Ephesians 4:29 says, “Let no corrupt communication proceed out of your mouth, but that which is good to the use of edifying, that it may minister grace unto the hearers.” We need to be careful to apply this not only to what we say to our husbands, but also what we say about them. All the verses about talebearers and gossip apply to our conversations about our husbands, and our respect needs to shine through there as well.
I don’t think reverence means an unrealistic view of our husbands. Abigail was very frank about what kind of man her husband, Nabal, was, yet she intervened and interceded for him (I Samuel 25).
I wrote earlier about a session at one of our ladies’ meetings on how to love our husbands, and I think that respect is a part of Biblical love.
Perhaps the idea of reverence can best be captured this way: think of someone whom you would be awed to have in your home, for example, the president or a great hero of the faith like Hudson Taylor. The ways that come to mind to act (and not act) towards and treat a person like that are ways that we can show the same respect to our husbands. If I had someone like that in my home, I would be attentive, seek to anticipate and meet their needs, prepare what I think they would like. If I had to ask them to do or not do something, I would take care how I worded my request, assuming they meant well.

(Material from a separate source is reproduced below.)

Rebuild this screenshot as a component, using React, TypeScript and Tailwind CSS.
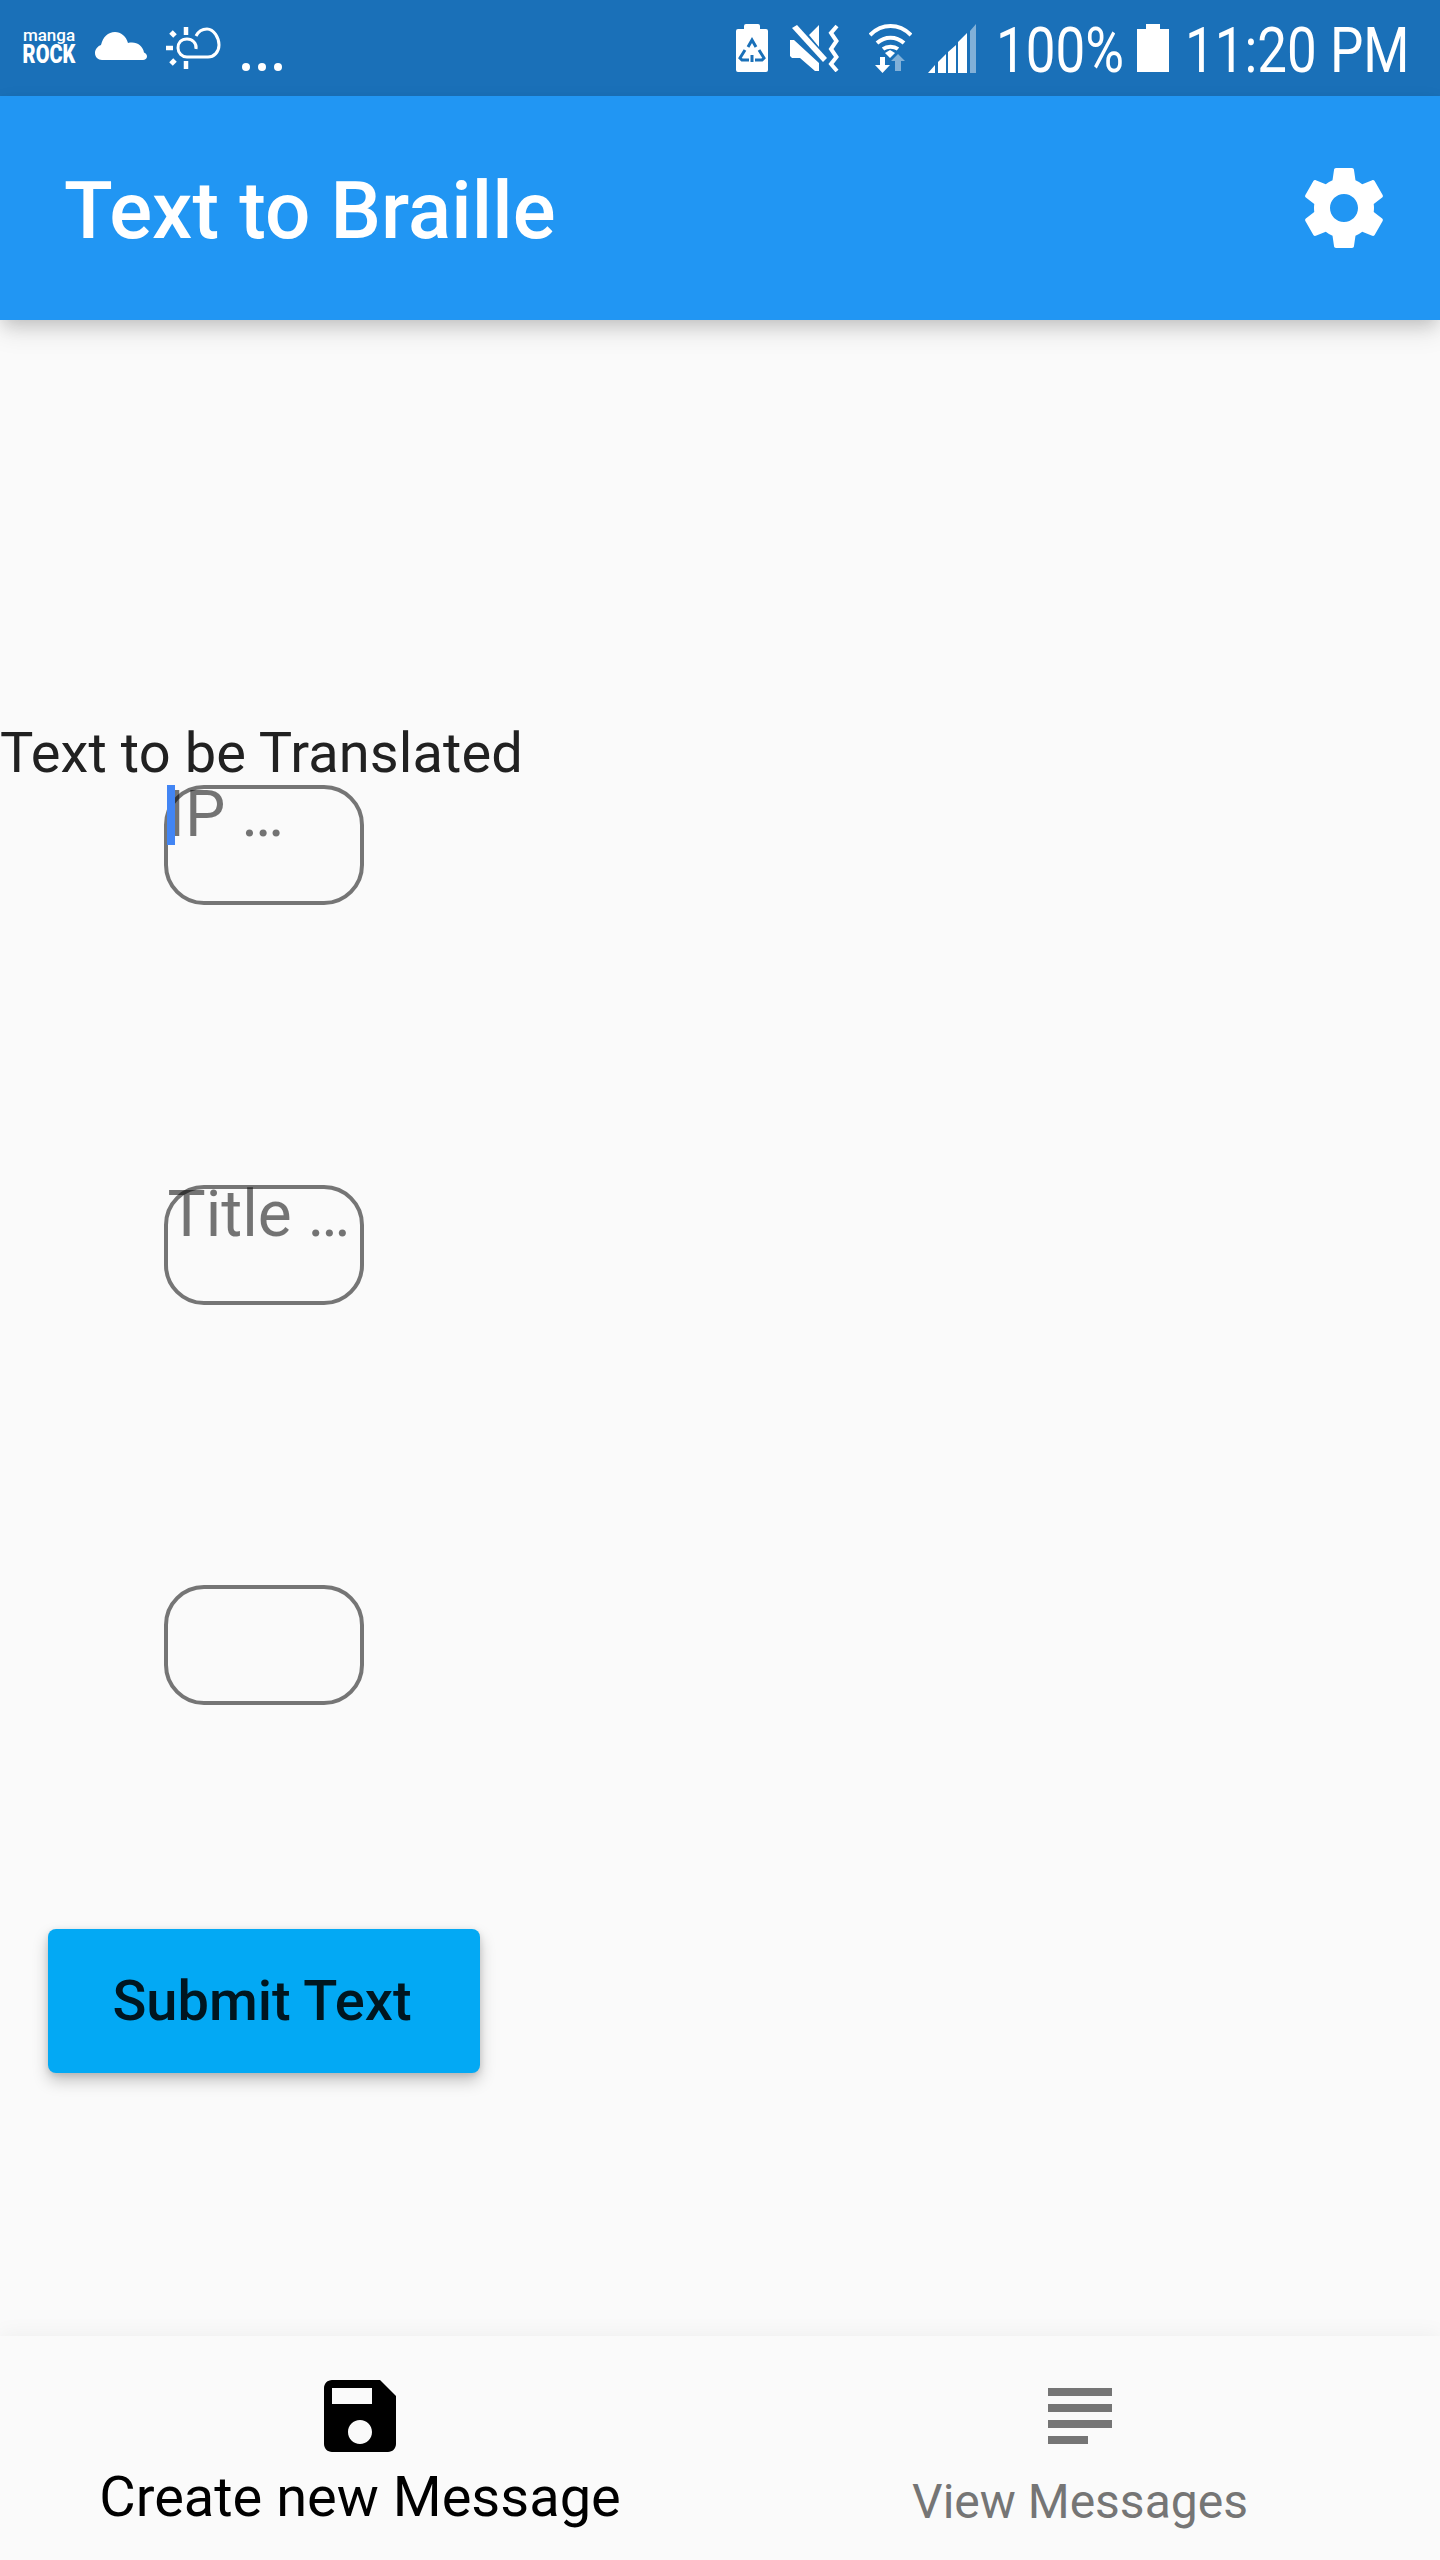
const SAVE_ICON = 'M17 3H5c-1.11 0-2 .9-2 2v14c0 1.1.89 2 2 2h14c1.1 0 2-.9 2-2V7l-4-4zm-5 16c-1.66 0-3-1.34-3-3s1.34-3 3-3 3 1.34 3 3-1.34 3-3 3zm3-10H5V5h10v4z';
const LIST_ICON = 'M14 17H4v2h10v-2zm6-8H4v2h16V9zM4 15h16v-2H4v2zM4 5v2h16V5H4z';
const GEAR_ICON = 'M19.43 12.98c.04-.32.07-.64.07-.98s-.03-.66-.07-.98l2.11-1.65c.19-.15.24-.42.12-.64l-2-3.46c-.12-.22-.39-.3-.61-.22l-2.49 1c-.52-.4-1.08-.73-1.69-.98l-.38-2.65C14.46 2.18 14.25 2 14 2h-4c-.25 0-.46.18-.49.42l-.38 2.65c-.61.25-1.17.59-1.69.98l-2.49-1c-.23-.09-.49 0-.61.22l-2 3.46c-.13.22-.07.49.12.64l2.11 1.65c-.04.32-.07.65-.07.98s.03.66.07.98l-2.11 1.65c-.19.15-.24.42-.12.64l2 3.46c.12.22.39.3.61.22l2.49-1c.52.4 1.08.73 1.69.98l.38 2.65c.03.24.24.42.49.42h4c.25 0 .46-.18.49-.42l.38-2.65c.61-.25 1.17-.59 1.69-.98l2.49 1c.23.09.49 0 .61-.22l2-3.46c.12-.22.07-.49-.12-.64l-2.11-1.65zM12 15.5c-1.93 0-3.5-1.57-3.5-3.5s1.57-3.5 3.5-3.5 3.5 1.57 3.5 3.5-1.57 3.5-3.5 3.5z';

function MaterialIcon({ d, className }: { d: string; className: string }) {
  return (
    <svg viewBox="0 0 24 24" className={className} fill="currentColor">
      <path d={d} />
    </svg>
  );
}

function MangaRock() {
  return (
    <div className="flex h-8 w-[52px] flex-col items-center text-white">
      <span className="-mt-[3px] h-[13px] text-[17px] leading-[12px] font-medium">manga</span>
      <span className="mt-1 h-[18px] origin-center scale-x-[0.8] text-[25px] leading-[18px] font-black whitespace-nowrap">ROCK</span>
    </div>
  );
}

function StatusBar() {
  return (
    <div className="flex h-24 items-center justify-between bg-[#1a70b8] pr-[30px] pl-[23px] text-white">
      <div className="flex items-center">
        <MangaRock />
        <svg viewBox="0 0 52 28" className="mb-1 ml-5 h-7 w-[52px]" fill="currentColor">
          <path d="M7 28C3 28 0 25 0 21c0-4 3-7 6-8C8 5 13 0 20 0c6 0 11 4 13 11 1-.5 3-.5 4-.5 6 0 11 4 12 10 2 1 3 2 3 4 0 2-2 3.500-4 3.500z" />
        </svg>
        <svg viewBox="0 0 55 42" className="ml-[19px] h-[42px] w-[55px]" fill="none" stroke="currentColor" strokeWidth="3">
          <path d="M20 0v8M20 34v8M0 21h7" strokeWidth="4.500" />
          <path d="M5 5l4 4M5 37l4-4" strokeWidth="5" />
          <path d="M30 22c1-6-4-10-9-10-6 0-9 4-9 9s4 9 9 9h21c6 0 11-5 11-12S48 2 41 2c-5 0-9 3-11 7" />
        </svg>
        <span className="mt-[38px] ml-[21px] flex gap-2">
          <i className="size-2 rounded-full bg-white" />
          <i className="size-2 rounded-full bg-white" />
          <i className="size-2 rounded-full bg-white" />
        </span>
      </div>
      <div className="flex items-center">
        <svg viewBox="0 0 32 48" className="h-12 w-8" fill="currentColor">
          <path d="M8 2a2 2 0 0 1 2-2h12a2 2 0 0 1 2 2v3h6a2 2 0 0 1 2 2v39a2 2 0 0 1-2 2H2a2 2 0 0 1-2-2V7a2 2 0 0 1 2-2h6z" />
          <g fill="none" stroke="#1a70b8" strokeWidth="3">
            <path d="M12 23l4-7 4 7" />
            <path d="M9 26l-5 8 2 2h7" />
            <path d="M23 26l5 8-2 2h-7" />
            <path d="M16 31v7" />
          </g>
        </svg>
        <svg viewBox="0 0 50 48" className="ml-[22px] h-12 w-[50px]" fill="currentColor">
          <path d="M7 1l30 33-4 4L2 4z" />
          <path d="M29 1v22L19 11zM0 16h4l25 23v8h-4L10 34H2l-2-2z" />
          <path d="M47 2l-6 7 5.500 8-5.500 8 5.500 8-5.500 7 6 7" fill="none" stroke="currentColor" strokeWidth="4" />
        </svg>
        <svg viewBox="0 0 43 49" className="ml-[29px] h-[49px] w-[43px]" fill="none" stroke="currentColor" strokeWidth="4">
          <path d="M1 11c12-12 29-12 41 0M8 19c8-7 19-7 27 0M14 25c4-3 11-3 15 0" />
          <path d="M16 29l5-3 5 3-5 5z" fill="currentColor" stroke="none" />
          <path d="M11 33h5v8h5l-7.500 8L6 41h5z" fill="currentColor" stroke="none" />
          <path d="M29 30l7 7h-4v10h-6V37h-4z" fill="currentColor" stroke="none" opacity="0.45" />
        </svg>
        <svg viewBox="0 0 48 49" className="ml-4 h-[49px] w-12" fill="currentColor">
          <path d="M0 49l7-8v8zM10 49V38l8-8v19zM20 49V28l8-7v28zM30 49V18l9-9v40z" />
          <path d="M42 49V7l6-7v49z" opacity="0.45" />
        </svg>
        <span className="mt-[6px] ml-5 inline-block w-[130px] origin-left scale-x-[0.84] text-[63px] leading-[48px] whitespace-nowrap">
          100%
        </span>
        <svg viewBox="0 0 32 48" className="ml-[11px] h-12 w-8" fill="currentColor">
          <path d="M9 0h14v5h9v43H0V5h9z" />
        </svg>
        <span className="mt-[6px] ml-4 inline-block w-[225px] origin-left scale-x-[0.84] text-[63px] leading-[48px] whitespace-nowrap">
          11:20 PM
        </span>
      </div>
    </div>
  );
}

function AppBar() {
  return (
    <header className="relative z-10 flex h-56 items-center justify-between bg-[#2196f3] pr-12 pl-16 shadow-[0_8px_16px_-4px_rgba(0,0,0,0.16),0_12px_24px_0_rgba(0,0,0,0.1)]">
      <h1 className="mt-[6px] text-[80px] leading-[94px] font-medium tracking-[0.1px] text-white">Text to Braille</h1>
      <MaterialIcon d={GEAR_ICON} className="size-24 text-white" />
    </header>
  );
}

function Field({ placeholder, focused }: { placeholder?: string; focused?: boolean }) {
  return (
    <div className="relative h-[120px] w-[200px] rounded-[40px] border-4 border-[#757575]">
      {placeholder && (
        <span className="absolute -top-3 left-0 text-[64px] leading-[75px] whitespace-nowrap text-black/54">
          {placeholder}
        </span>
      )}
      {focused && <span className="absolute -top-[4px] -left-px h-[60px] w-2 bg-[#4285f4]" />}
    </div>
  );
}

function NavItem({ d, label, active }: { d: string; label: string; active?: boolean }) {
  return (
    <div className={`flex flex-1 flex-col items-center pt-8 ${active ? 'text-black' : 'text-[#757575]'}`}>
      <MaterialIcon d={d} className="size-24" />
      {active ? (
        <span className="text-[56px] leading-[66px]">{label}</span>
      ) : (
        <span className="mt-[10px] text-[48px] leading-[56px]">{label}</span>
      )}
    </div>
  );
}

export default function App() {
  return (
    <div className="flex h-[2560px] w-[1440px] flex-col overflow-hidden bg-[#fafafa] [font-family:Roboto,sans-serif]">
      <StatusBar />
      <AppBar />
      <main className="flex w-[527px] flex-1 flex-col items-center pt-[400px]">
        <label className="self-start text-[56px] leading-[66px] tracking-[0.08px] text-[#212121]">Text to be Translated</label>
        <div className="-mt-px">
          <Field placeholder="IP …" focused />
        </div>
        <div className="mt-[280px]">
          <Field placeholder="Title …" />
        </div>
        <div className="mt-[280px]">
          <Field />
        </div>
        <button className="mt-[224px] h-36 w-[432px] shrink-0 rounded-lg bg-[#03a9f4] pr-[3px] text-[56px] font-medium text-black/87 shadow-[0_8px_16px_rgba(0,0,0,0.22),0_2px_6px_rgba(0,0,0,0.12)]">
          Submit Text
        </button>
      </main>
      <nav className="flex h-56 bg-[#fafafa] shadow-[0_-2px_20px_rgba(0,0,0,0.05)]">
        <NavItem d={SAVE_ICON} label="Create new Message" active />
        <NavItem d={LIST_ICON} label="View Messages" />
      </nav>
    </div>
  );
}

Do I always act that way toward my husband? No, I’m afraid not. I am instructing myself here and inviting you along through the process.
In one of those sermons that has stuck with me for years, Dr. Wayne Van Gelderen, Sr., as a guest speaker at our church, made the point that all of the instructions concerning the home in Ephesians 5 and 6 come after the command to be filled with the Spirit in 5:18. Only when we are filled with the Holy Spirit can we manifest love, joy, peace, longsuffering, gentleness, goodness, faith, meekness, and temperance.